An immediate appeal may concededly materially advance the ultimate termination of the litigation. If the Court of Appeals ruled in Defendant's favor so that Plaintiffs were not granted leave to file the new Count II, such ruling would narrow the issues, shorten the length of any trial, and the remaining claims would proceed to trial more quickly. See, e.g., General Dynamics Corp. v. American Tel. & Tel. Co. , 658 F.Supp. 417, 419 (N.D. Ill. 1987). However, Defendant has not shown that the Opinion involves any controlling question of law on which there is a substantial ground for difference of opinion.
In the March 2013 Opinion, this Court sua sponte determined that Magistrate Judge Cudmore clearly erred by denying Plaintiffs' Motion for Leave to File Second Amended Complaint. Defendant argues that the March 2013 Opinion should be certified for an interlocutory appeal.

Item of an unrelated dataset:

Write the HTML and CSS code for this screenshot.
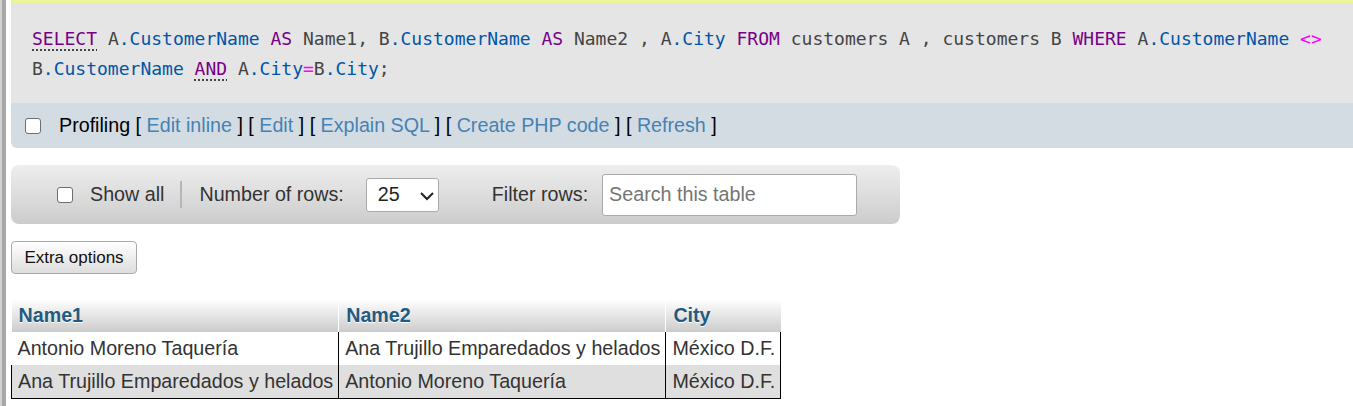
FILE: index.html
```html
<!DOCTYPE html>
<html>
<head>
<meta charset="utf-8">
<link rel="stylesheet" href="styles.css">
</head>
<body>
<div class="main">
  <div class="sql"><code><span class="kw dotted">SELECT</span> <span class="al">A</span><span class="col">.CustomerName</span> <span class="kw">AS</span> Name1, <span class="al">B</span><span class="col">.CustomerName</span> <span class="kw">AS</span> Name2 , <span class="al">A</span><span class="col">.City</span> <span class="kw">FROM</span> customers A , customers B <span class="kw">WHERE</span> <span class="al">A</span><span class="col">.CustomerName</span> <span class="op">&lt;&gt;</span><br><span class="al">B</span><span class="col">.CustomerName</span> <span class="kw dotted">AND</span> <span class="al">A</span><span class="col">.City</span><span class="op">=</span><span class="al">B</span><span class="col">.City</span>;</code></div>
  <div class="profiling">
    <input type="checkbox" class="cb">
    <span class="plabel">Profiling [ <a>Edit inline</a> ] [ <a>Edit</a> ] [ <a>Explain SQL</a> ] [ <a>Create PHP code</a> ] [ <a>Refresh</a> ]</span>
  </div>
  <div class="toolbar">
    <input type="checkbox" class="cb">
    <span class="tlabel showall">Show all</span>
    <span class="sep"></span>
    <span class="tlabel">Number of rows:</span>
    <span class="select">25<svg class="chev" width="16" height="10" viewBox="0 0 16 10"><path d="M2 2 L8 8 L14 2" fill="none" stroke="#222" stroke-width="2"/></svg></span>
    <span class="tlabel filter">Filter rows:</span>
    <input class="search" type="text" placeholder="Search this table">
  </div>
  <button class="extra">Extra options</button>
  <table class="data">
    <thead>
      <tr><th>Name1</th><th>Name2</th><th>City</th></tr>
    </thead>
    <tbody>
      <tr class="odd"><td>Antonio Moreno Taquería</td><td>Ana Trujillo Emparedados y helados</td><td>México D.F.</td></tr>
      <tr class="even"><td>Ana Trujillo Emparedados y helados</td><td>Antonio Moreno Taquería</td><td>México D.F.</td></tr>
    </tbody>
  </table>
</div>
</body>
</html>
```
FILE: styles.css
```css
html, body {
  margin: 0;
  padding: 0;
}
body {
  height: 406px;
  background: linear-gradient(to right, #d2d2d2 0 2px, #a8a8a8 2px 6px, #ffffff 6px);
  font-family: Arial, "Liberation Sans", sans-serif;
  font-size: 19.7px;
  color: #333;
}
.main {
  margin-left: 11px;
}
.sql {
  background: #e5e5e5;
  border-top: 3px solid #ebf59c;
  padding: 21px 10px 19px 21px;
  font-family: "DejaVu Sans Mono", "Liberation Mono", monospace;
  font-size: 18px;
  line-height: 30px;
  color: #444;
}
.sql code {
  font-family: inherit;
}
.kw { color: #770088; }
.col { color: #0055aa; }
.al { color: #444; }
.op { color: #ff00ff; }
.dotted {
  text-decoration: underline dotted #333;
  text-underline-offset: 5px;
}
.profiling {
  background: #d3dce3;
  height: 45px;
  display: flex;
  align-items: center;
  padding-left: 14px;
  border-radius: 0 0 0 6px;
}
.cb {
  appearance: none;
  -webkit-appearance: none;
  width: 16px;
  height: 16px;
  margin: 0;
  border: 1.5px solid #6e6e6e;
  border-radius: 3px;
  background: #fff;
  box-sizing: border-box;
  flex: none;
}
.plabel {
  margin-left: 18px;
  color: #000;
}
.plabel a {
  color: #4682b4;
}
.toolbar {
  margin-top: 17px;
  width: 889px;
  height: 59px;
  box-sizing: border-box;
  border-radius: 8px;
  background: linear-gradient(#eeeeee, #cccccc);
  display: flex;
  align-items: center;
  padding-left: 46px;
}
.tlabel {
  color: #333;
}
.showall {
  margin-left: 17px;
}
.sep {
  width: 2px;
  height: 27px;
  background: #b9b5b1;
  margin: 0 17px 0 16px;
  align-self: center;
}
.select {
  margin-left: 22px;
  width: 73px;
  height: 34px;
  box-sizing: border-box;
  background: #fff;
  border: 1px solid #aaa;
  border-radius: 3px;
  display: flex;
  align-items: center;
  padding-left: 11px;
  color: #222;
  position: relative;
}
.chev {
  position: absolute;
  left: 52px;
  top: 12px;
}
.filter {
  margin-left: 53px;
}
.search {
  margin-left: 14px;
  width: 255px;
  height: 42px;
  box-sizing: border-box;
  border: 1px solid #aaa;
  border-radius: 3px;
  padding: 0 6px;
  font-family: Arial, "Liberation Sans", sans-serif;
  font-size: 19.7px;
  color: #333;
  background: #fff;
}
.search::placeholder {
  color: #757575;
}
.extra {
  display: block;
  margin-top: 17px;
  width: 126px;
  height: 33px;
  border: 1px solid #aaa;
  border-radius: 4px;
  background: linear-gradient(#ffffff, #dddddd);
  font-family: Arial, "Liberation Sans", sans-serif;
  font-size: 17px;
  color: #111;
  padding: 0;
}
.data {
  margin-top: 25px;
  border-collapse: collapse;
  font-size: 19.7px;
}
.data th {
  text-align: left;
  font-weight: bold;
  color: #235a81;
  text-shadow: 0 1px 0 #fff;
  background: linear-gradient(#ffffff, #cccccc);
  padding: 4px 6px 4px 7px;
  height: 25px;
  border-right: 1px solid #fff;
  line-height: 25px;
}
.data th:last-child {
  border-right: none;
}
.data td {
  padding: 4px 5px 4px 6px;
  line-height: 25px;
  height: 25px;
  color: #333;
  white-space: nowrap;
  border-right: 1px solid #000;
}
.data tr.odd td {
  background: #fff;
}
.data tr.even td {
  background: #dfdfdf;
  border-bottom: 1px solid #000;
}
.data tr.even td:first-child {
  border-left: 1px solid #000;
}
```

Defendant asserts that the March 2013 Opinion involves controlling questions of law. A question of law generally refers to "a question regarding the meaning of a statutory or constitutional provision, regulation or common law doctrine." Boim , 291 F.3d at 1007; but see also In re Text Messaging Antitrust Litigation , 630 F.3d 622, 626 (7th Cir. 2010) (noting "that application of a legal standard is a controlling question of law" where the legal standard is unsettled).
According to the Seventh Circuit, the idea behind the question-of-law requirement is that, "if a case turned on a pure question of law, something the court of appeals could decide quickly and cleanly without having to study the record, the court should be enabled to do so without having to wait till the end of the case." Ahrenholz , 219 F.3d at 675; see also, e.g., Resolution Trust Corp. v. Gallagher , 1992 WL 315218, at *4 (N.D. Ill. 1992) (finding that whether a statute preempted federal common law causes of actions was a controlling question of law). A question of law is controlling if "its resolution is quite likely to affect the further course of the litigation, even if not certain to do so." Sokaogon Gaming Enter. Corp. v. Tushi-Montgomery Assocs., Inc. , 86 F.3d 656, 659 (7th Cir. 1996).

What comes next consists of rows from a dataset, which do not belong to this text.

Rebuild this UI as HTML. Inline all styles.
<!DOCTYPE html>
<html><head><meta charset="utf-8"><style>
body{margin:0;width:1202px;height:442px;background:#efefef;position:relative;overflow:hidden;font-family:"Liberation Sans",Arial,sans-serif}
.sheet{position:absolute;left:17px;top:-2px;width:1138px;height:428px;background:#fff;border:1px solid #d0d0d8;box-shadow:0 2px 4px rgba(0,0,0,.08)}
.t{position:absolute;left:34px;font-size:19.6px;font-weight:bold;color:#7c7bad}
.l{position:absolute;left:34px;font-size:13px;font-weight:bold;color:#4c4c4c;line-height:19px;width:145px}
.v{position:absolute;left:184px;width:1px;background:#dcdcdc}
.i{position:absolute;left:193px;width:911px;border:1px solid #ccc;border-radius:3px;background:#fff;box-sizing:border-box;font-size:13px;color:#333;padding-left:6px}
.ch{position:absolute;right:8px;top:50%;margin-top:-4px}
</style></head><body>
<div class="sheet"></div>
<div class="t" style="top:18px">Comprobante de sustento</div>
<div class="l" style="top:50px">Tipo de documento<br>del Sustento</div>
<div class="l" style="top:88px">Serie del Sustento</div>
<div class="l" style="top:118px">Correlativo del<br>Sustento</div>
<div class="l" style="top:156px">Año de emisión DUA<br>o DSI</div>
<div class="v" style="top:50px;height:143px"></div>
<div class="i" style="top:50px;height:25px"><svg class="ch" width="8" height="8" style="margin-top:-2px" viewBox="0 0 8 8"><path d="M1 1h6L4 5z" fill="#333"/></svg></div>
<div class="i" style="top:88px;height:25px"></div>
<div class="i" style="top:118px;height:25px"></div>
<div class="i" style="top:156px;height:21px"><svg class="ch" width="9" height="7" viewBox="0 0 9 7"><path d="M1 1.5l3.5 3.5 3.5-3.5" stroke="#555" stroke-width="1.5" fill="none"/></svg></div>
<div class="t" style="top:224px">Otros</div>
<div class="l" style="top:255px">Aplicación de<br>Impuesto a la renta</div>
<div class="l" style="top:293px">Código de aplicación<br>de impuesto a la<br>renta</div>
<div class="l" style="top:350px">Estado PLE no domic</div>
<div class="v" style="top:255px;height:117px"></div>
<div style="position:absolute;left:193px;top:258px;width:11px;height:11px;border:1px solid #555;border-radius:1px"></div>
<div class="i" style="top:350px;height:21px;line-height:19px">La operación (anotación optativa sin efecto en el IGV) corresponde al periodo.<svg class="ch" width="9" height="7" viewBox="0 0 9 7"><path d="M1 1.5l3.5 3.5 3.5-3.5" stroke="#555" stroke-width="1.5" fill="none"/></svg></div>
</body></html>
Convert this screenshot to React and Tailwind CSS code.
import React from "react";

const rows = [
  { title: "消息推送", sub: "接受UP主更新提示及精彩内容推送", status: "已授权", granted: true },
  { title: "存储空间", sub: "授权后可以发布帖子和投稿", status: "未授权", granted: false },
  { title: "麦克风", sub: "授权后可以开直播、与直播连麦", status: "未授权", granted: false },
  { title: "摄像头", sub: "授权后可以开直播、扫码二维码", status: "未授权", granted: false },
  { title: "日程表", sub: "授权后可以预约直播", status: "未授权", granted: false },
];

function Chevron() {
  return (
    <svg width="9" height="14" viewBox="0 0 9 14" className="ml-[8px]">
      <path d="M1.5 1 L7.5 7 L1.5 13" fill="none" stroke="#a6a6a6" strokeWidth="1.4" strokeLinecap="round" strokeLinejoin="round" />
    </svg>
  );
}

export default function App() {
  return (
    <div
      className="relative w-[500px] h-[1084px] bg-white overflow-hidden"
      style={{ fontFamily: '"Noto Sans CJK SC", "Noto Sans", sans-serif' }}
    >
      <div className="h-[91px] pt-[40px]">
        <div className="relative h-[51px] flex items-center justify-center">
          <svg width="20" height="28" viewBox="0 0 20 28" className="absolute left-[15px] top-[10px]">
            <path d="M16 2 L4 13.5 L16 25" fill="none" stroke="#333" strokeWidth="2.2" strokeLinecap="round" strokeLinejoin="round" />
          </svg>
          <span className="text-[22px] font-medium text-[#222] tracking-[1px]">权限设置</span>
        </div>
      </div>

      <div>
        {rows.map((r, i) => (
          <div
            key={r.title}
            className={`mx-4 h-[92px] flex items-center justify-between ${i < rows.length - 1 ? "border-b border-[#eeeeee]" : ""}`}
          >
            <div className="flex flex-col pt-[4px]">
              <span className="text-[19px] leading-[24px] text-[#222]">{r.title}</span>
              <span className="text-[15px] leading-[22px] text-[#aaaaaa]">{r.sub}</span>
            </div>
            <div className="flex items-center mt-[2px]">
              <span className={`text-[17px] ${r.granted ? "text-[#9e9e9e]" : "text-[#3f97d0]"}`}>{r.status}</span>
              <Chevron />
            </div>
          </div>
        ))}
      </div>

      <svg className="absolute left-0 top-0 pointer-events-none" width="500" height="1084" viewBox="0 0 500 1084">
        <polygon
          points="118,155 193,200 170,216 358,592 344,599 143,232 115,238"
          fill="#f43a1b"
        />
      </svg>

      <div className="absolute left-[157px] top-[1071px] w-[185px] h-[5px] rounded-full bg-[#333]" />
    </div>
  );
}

Defendant attempts to narrowly frame the issues in the March 2013 Opinion as follows: (1) whether this Court may sua sponte reconsider an order denying leave to amend a complaint when doing so prejudices the procedural and substantive rights of the defendant; (2) whether the Court has the power to allow amendment to the complaint rather than consolidate the case with another case; and (3) whether the Court was required to apply the clearly erroneous standard when sua sponte reviewing a magistrate judge's order denying a motion for leave to amend.

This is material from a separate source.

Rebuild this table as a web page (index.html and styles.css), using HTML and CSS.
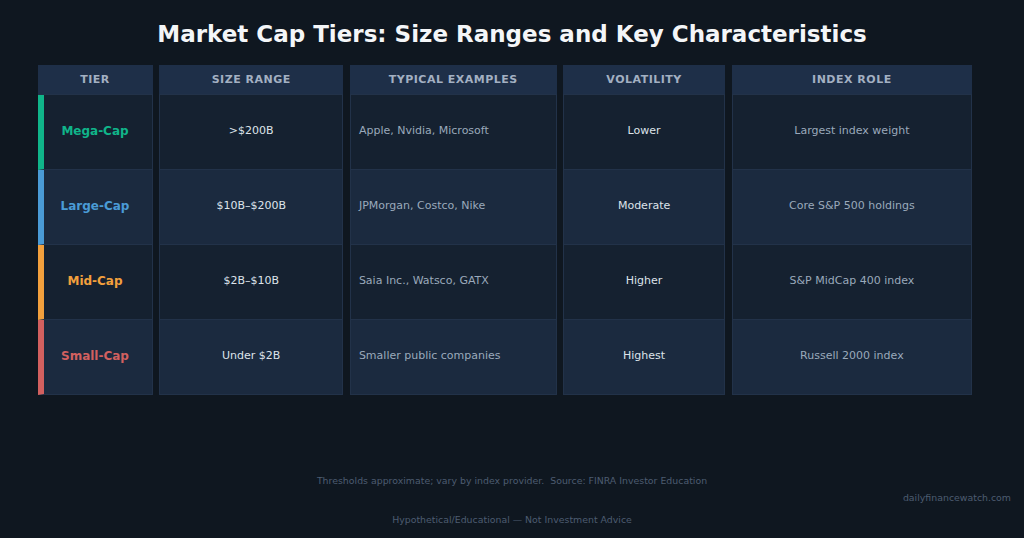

Despite this framing of the issues, however, Defendant actually appears to be challenging the Court's decisions to sua sponte reconsider Magistrate Judge Cudmore's Order and grant the motion for leave to amend rather than to consolidate this case with Case No. 12-3221. Those issues are not pure questions of law that the Seventh Circuit can decide "quickly and cleanly without having to study the record." Ahrenholz , 219 F.3d at 675. Instead, resolution of the issues in this Court's March 2013 Opinion are fact specific, which generally make them inappropriate for an appeal under § 1292(b). See, e.g., Richardson Elecs., Ltd. v. Panache Broad. of Pa., Inc. , 202 F.3d 957, 958 (7th Cir. 2000) (noting, in class certification case, that the question of whether legal and factual questions common to the class predominate over individual questions seemed "rather too fact-specific to be suitable for a 1292(b) appeal"); In re Beale, 2008 WL 538913, at *4 (N.D. Ill. 2008) (finding that a fact-specific issue was not appropriate for interlocutory review); Solis v. Kirschenbaum, 2013 WL 1451980, at *5 (E.D. N.Y. 2013) (reasonableness of a fee award is a factual determination and not a controlling question of law appropriate for interlocutory review).
Even if the Court accepts Defendant's narrow characterization of the issues, Defendant has not shown a substantial ground for difference of opinion. The Seventh Circuit has held that a district judge may sua sponte reconsider a decision by the Magistrate Judge. See Schur v. L.A. Weight Loss Centers, Inc. , 577 F.3d 752, 760 (7th Cir. 2009) (stating "the district judge remains the final authority in the case, and he may reconsider sua sponte any matter determined by a magistrate judge"); see also, e.g., Kruger v. Apfel , 214 F.3d 784, 787 (7th Cir. 2000) (noting that "even without considering the objections, the district judge should have reviewed the magistrate judge's recommendation for clear error"). Moreover, a district court has the discretion to control its docket. See Reales v. Consol. Rail Corp. , 84 F.3d 993, 996 (7th Cir. 1996).
Therefore, because Defendant has failed to show that the March 2013 Opinion involves controlling questions of law on which there is a substantial ground for difference of opinion, the request for certification of an interlocutory appeal is denied.
For the reasons stated, Defendant Dish Network L.L.C.'s 28 U.S.C. § 1292(b) Motion for Certification of an Interlocutory Appeal (d/e 277) is DENIED.